Devedores solidários

A solidariedade significa que cada um dos coproprietários responde pelo valor total da dívida vinculada ao mesmo imóvel, de forma que a cobrança poderá ser realizada em face daquele que reside no imóvel ou é mais fácil de ser citado, por exemplo. Imaginem a dificuldade de citar um coproprietário que mora fora do País. Decidindo pagar a integralidade do débito, o coproprietário poderá acionar os demais para que lhe restituam as partes que lhe cabem, seja 25%, 50% ou qualquer outro porcentual.

Destarte, se nenhum dos coproprietários quitar a dívida, é possível ocorrer a penhora do bem por determinação judicial, ainda que somente um dos coproprietários tenha sido citado no processo, pois é o imóvel que permanece vinculado ao débito condominial e deverá garantir o pagamento da dívida.

Posse sobre o bem

Outro ponto importante a ser analisado é o fato de que muitas vezes a aquisição de um imóvel ocorre por meio de um “compromisso de compra e venda” que não é levado a registro perante o Cartório de Registro de Imóveis. O vendedor ainda irá constar como proprietário na matrícula do imóvel, no entanto, não deverá mais ser responsabilizado por eventuais débitos em aberto após a realização da venda. Ao cobrar judicialmente as cotas condominiais em aberto, muitos advogados não confirmam se a pessoa que consta no registro de imóveis como proprietário é efetivamente quem reside no local e está na posse do imóvel (o nome que consta no boleto do condomínio pode ser diferente do que consta na matrícula do imóvel). Independentemente de ter registrado a compra na matrícula do imóvel, a responsabilidade pelo pagamento das cotas condominiais será de quem comprou o imóvel, desde que o condomínio tenha ciência sobre esta transação e de que o comprador exerça a posse sobre o bem. Este é o entendimento dos tribunais superiores. Por isso, é importante manter os cadastros dos moradores devidamente atualizados.

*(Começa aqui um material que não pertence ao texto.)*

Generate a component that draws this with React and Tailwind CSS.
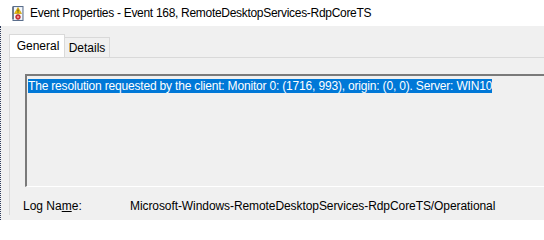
import React from "react";

function EventIcon() {
    return (
        <svg width="13" height="15" viewBox="0 0 13 15" className="shrink-0">
            <rect x="2" y="0.5" width="10" height="14" fill="#dfe6f0" stroke="#5a6e8c" />
            <rect x="3" y="1.5" width="8" height="12" fill="#f6f8fb" />
            <path d="M1 2h2M1 4h2M1 6h2M1 8h2M1 10h2M1 12h2" stroke="#3b4a63" strokeWidth="1" />
            <path d="M7 1.5 L10.5 7.5 L3.5 7.5 Z" fill="#f5c400" stroke="#b38a00" strokeWidth="0.6" />
            <path d="M7 3.5v2.2M7 6.3v0.6" stroke="#222" strokeWidth="0.9" />
            <circle cx="7" cy="11" r="2.4" fill="#d9343a" stroke="#9c1d22" strokeWidth="0.6" />
            <circle cx="7" cy="11" r="0.9" fill="#f5b5b5" />
        </svg>
    );
}

export default function App() {
    return (
        <div className="w-[544px] h-[220px] overflow-hidden flex flex-col bg-[#f0f0f0] text-[12px] text-black font-['Liberation_Sans',sans-serif]">
            <div className="h-[26px] shrink-0 bg-white flex items-center pl-[11px] gap-[6px]">
                <EventIcon />
                <span className="whitespace-nowrap tracking-[-0.3px]">Event Properties - Event 168, RemoteDesktopServices-RdpCoreTS</span>
            </div>

            <div className="flex-1 flex flex-col border-l border-dotted border-[#2f3b5a]">
                <div className="pl-[8px] pt-[8px]">
                    <div className="flex items-end h-[23px]">
                        <div className="w-[56px] h-[23px] bg-white border border-b-0 border-[#d9d9d9] flex items-center justify-center pb-[1px] pl-[2px]">
                            General
                        </div>
                        <div className="w-[45px] h-[20px] bg-[#f0f0f0] border border-l-0 border-b-0 border-[#d9d9d9] flex items-center justify-center pt-[1px]">
                            Details
                        </div>
                    </div>
                    <div className="border-l border-t border-[#d9d9d9] pl-[15px] pt-[16px]">
                        <div className="h-[113px] border-t-2 border-l-2 border-t-[#7a7a7a] border-l-[#7a7a7a] border-b border-b-white pl-[1px] pt-[1px]">
                            <span className="bg-[#0078d7] text-white whitespace-nowrap leading-[14px] inline-block tracking-[-0.18px]">
                                The resolution requested by the client: Monitor 0: (1716, 993), origin: (0, 0). Server: WIN10
                            </span>
                        </div>
                        <div className="flex items-center mt-[10px] -ml-[2px] whitespace-nowrap">
                            <span className="w-[107px]">
                                Log Na<span className="underline">m</span>e:
                            </span>
                            <span className="tracking-[-0.08px]">Microsoft-Windows-RemoteDesktopServices-RdpCoreTS/Operational</span>
                        </div>
                    </div>
                </div>
            </div>
        </div>
    );
}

Penhora & Alienação fiduciária

Também é comum a situação em que o condomínio esbarra na alienação fiduciária. É quando ele executa judicialmente os débitos de uma determinada unidade, ganha a ação e, no momento em que iniciar o que denominamos “cumprimento de sentença”, para receber o que lhe é devido, o condômino inadimplente não procede ao pagamento, de modo que o próximo passo será a penhora do imóvel, mas, neste momento, o síndico toma ciência que sobre o imóvel existe uma alienação fiduciária (a propriedade do imóvel é da instituição financeira). Neste caso, infelizmente, o condomínio não conseguirá penhorar o imóvel para levar a leilão, conforme entendeu o Tribunal de Justiça de São Paulo no seguinte acórdão:

Despesas de condomínio. Cobrança. Cumprimento de sentença. Decisão que indefere a penhora da unidade condominial geradora das despesas objeto da lide. Pretensão à penhora da unidade condominial. Impossibilidade. Imóvel dado em alienação fiduciária. Réus que não possuem a titularidade do imóvel, que é da instituição financeira, credora fiduciária, que não compõe o polo passivo da lide. Credor fiduciário que preserva a propriedade resolúvel do bem e não integra a lide. Impossibilidade de penhora do imóvel de terceiro para o pagamento da dívida. Decisão mantida. Recurso improvido. (Agravo de Instrumento nº 2190397-26.2016.8.26.0000, Rel. Des. Francisco Occhiuto Júnior, 32ª Câmara de Direito Privado, j. 20.10.2016).

Nunca é demais o síndico tentar negociar a dívida, inclusive quando existe mais de um proprietário do imóvel. Pois é melhor receber de apenas um proprietário parte do valor em aberto ao invés de permanecer intransigente e ficar sem receber valor algum. O pagamento parcial não desobriga os demais responsáveis pelo pagamento do restante da dívida, que também poderão ser cobrados judicialmente.

Conforme mencionamos, a cota condominial é uma obrigação indivisível, no entanto, estando um dos coproprietários de boa-fé e disposto a quitar a sua parte na dívida, o meu modesto entendimento é de que não existe proibição legal para que o síndico aceite receber um porcentual do crédito referente à cota parte deste coproprietário.

O síndico deve ser flexível em relação às necessidades de cada condômino para evitar conflitos desnecessários, pois nem sempre uma questão condominial soluciona-se apenas com um “sim/não” ou “pode/não pode”. Espero que as informações tenham sido úteis para todos!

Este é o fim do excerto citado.